A clean slice of Amsterdam life with promise, held back by a busy frame.

Photographer said: Street scene Amsterdam

Thanks Susan. You’ve captured a recognisable moment on the Singel: mounted police moving along the canal with the flower-market stalls and gabled houses behind. This comfortably sits between street and travel photography. The riders glancing toward each other gives a small moment to hang the scene on, and your colours feel natural to the overcast day. My critique below focuses on strengthening the moment and simplifying the frame so the horses and officers become the undeniable subject. Before we dive in: what did you want this photograph to be “about” first — the riders, or the canal scenery?

TECHNICAL EXECUTION ★★★★

Exposure is well handled for a grey sky; the file looks clean with no obvious noise or artefacts. The riders and horses are acceptably sharp for a walking pace — likely around 1/250–1/500s — and there’s no distracting motion blur. Colour is honest and not over‑pushed, which suits the subject. Some perspective lean in the buildings is natural from a wider lens and doesn’t feel like heavy distortion. The main technical distraction is the bright blue scaffolding wrap in the right background, which pulls the eye; a gentle burn or desaturation there would help. To reach five stars you’d need a crisper anchor on the riders and slightly cleaner background rendition straight out of camera.

COMPOSITION ★★★

The mounted police are placed centre‑right and read as the subject, but the large lamppost on the left is heavy and competes for attention. If it were used as a deliberate frame (with the riders more clearly “contained” between it and the canal rail) it would work; as is, it functions as a dark pillar that splits the frame. The riders are moving to the right yet don’t have generous space to ride into; a step left or a slightly wider frame would give the motion room. There’s good local texture — bikes, canal, stalls — but too many strong verticals and bright patches (the blue wrap, glasshouse reflections) fight for the eye. How might a lower viewpoint have separated the horses against water or sky instead of the busy façades?

LIGHTING ★★★

Soft overcast gives even detail and pleasant colour, but it’s flat, so the riders and horses don’t pop from the background. The dark uniforms sit close in tone to the street and canal rail, reducing separation. A slight change of angle to place their heads against a lighter background (water or sky) would have added shape. In post, subtle dodging on the horse heads and riders’ faces, and a light burn on the surrounding pavement, would guide the eye without looking processed.

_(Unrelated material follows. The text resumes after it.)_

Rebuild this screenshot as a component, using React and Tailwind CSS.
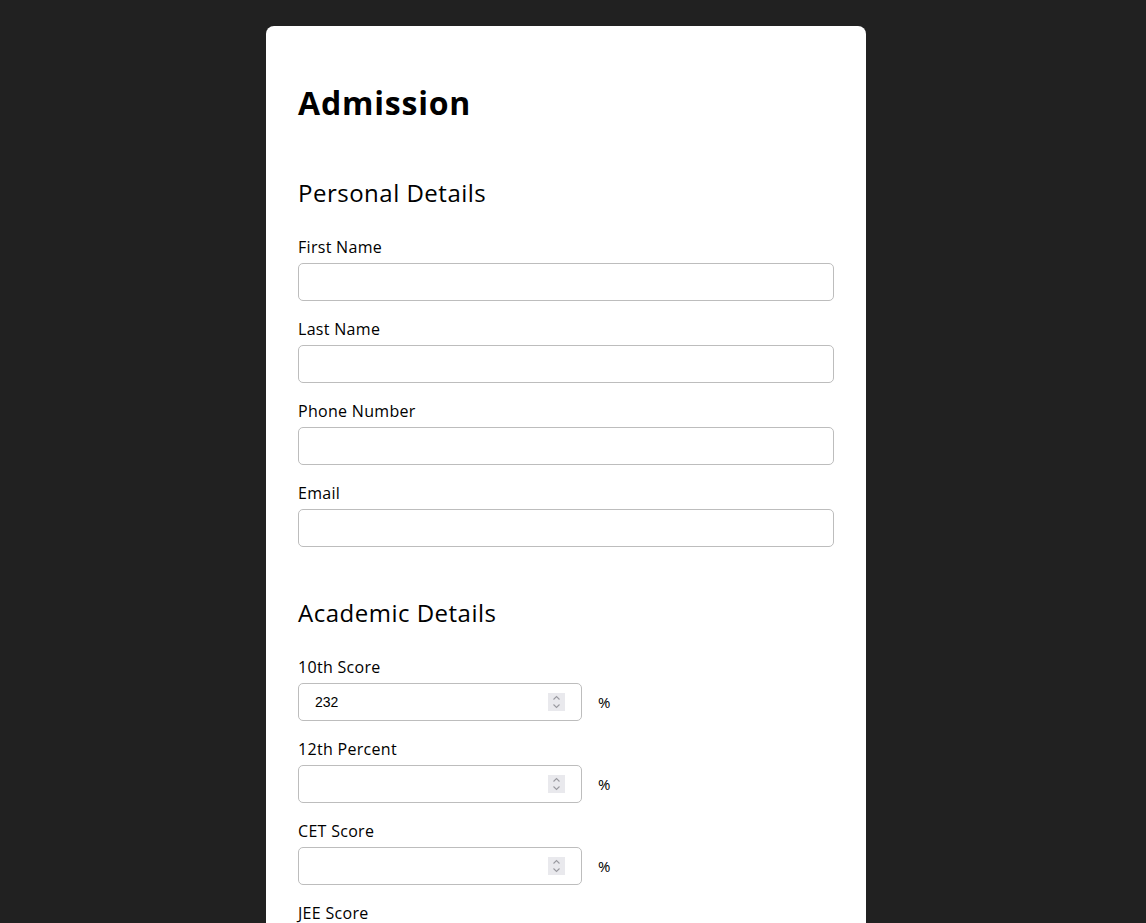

For a higher score you’d need either directional natural light or a position that creates more tonal contrast around the subjects.

STORY ★★★

The image clearly communicates place and routine: mounted officers patrolling a canal-side market. The small exchange between the two riders hints at conversation, which is the strongest narrative element here. However, it stops short of a decisive beat — no engagement with passers‑by, no clear reaction, no peak stride or gesture. Waiting a breath longer for synchronous steps, a nod, or a smile would lift the narrative from descriptive to memorable. What specific interaction were you hoping to catch, and did you consider holding your ground for another five seconds to see it develop?

IMPACT ★★★

It’s a pleasant, authentic view of Amsterdam that travellers will recognise, but the frame doesn’t deliver a punch. The lamppost and bright scaffolding dilute focus, and the flat light keeps the scene low‑energy. With a cleaner composition and a more distinct moment, this could become a strong portfolio piece. The groundwork is there — horses, uniforms, canal, heritage façades — it just needs tighter control of where the viewer looks first.

CONSTRUCTIVE NEXT STEPS
  • Reposition with intent: take two steps left and crouch slightly to place the horses’ heads against water/sky, remove most of the lamppost, and leave extra space in front of their direction of travel.
  • Work the moment: wait for a gesture (officer looking toward you, shared laugh, horse ears forward) or a clean stride peak; use burst at 1/500s–1/800s to catch synchronicity.
  • Background discipline: avoid the blue scaffolding by shifting your axis a few degrees, or shoot wider at f/4–f/5.6 to soften the façades while keeping both riders sharp.
  • Targeted post: crop 10–15% from the left to minimise the lamppost, burn down the blue wrap and bright stall panels, and gently dodge the riders’ faces and horse heads to create a clear visual hierarchy.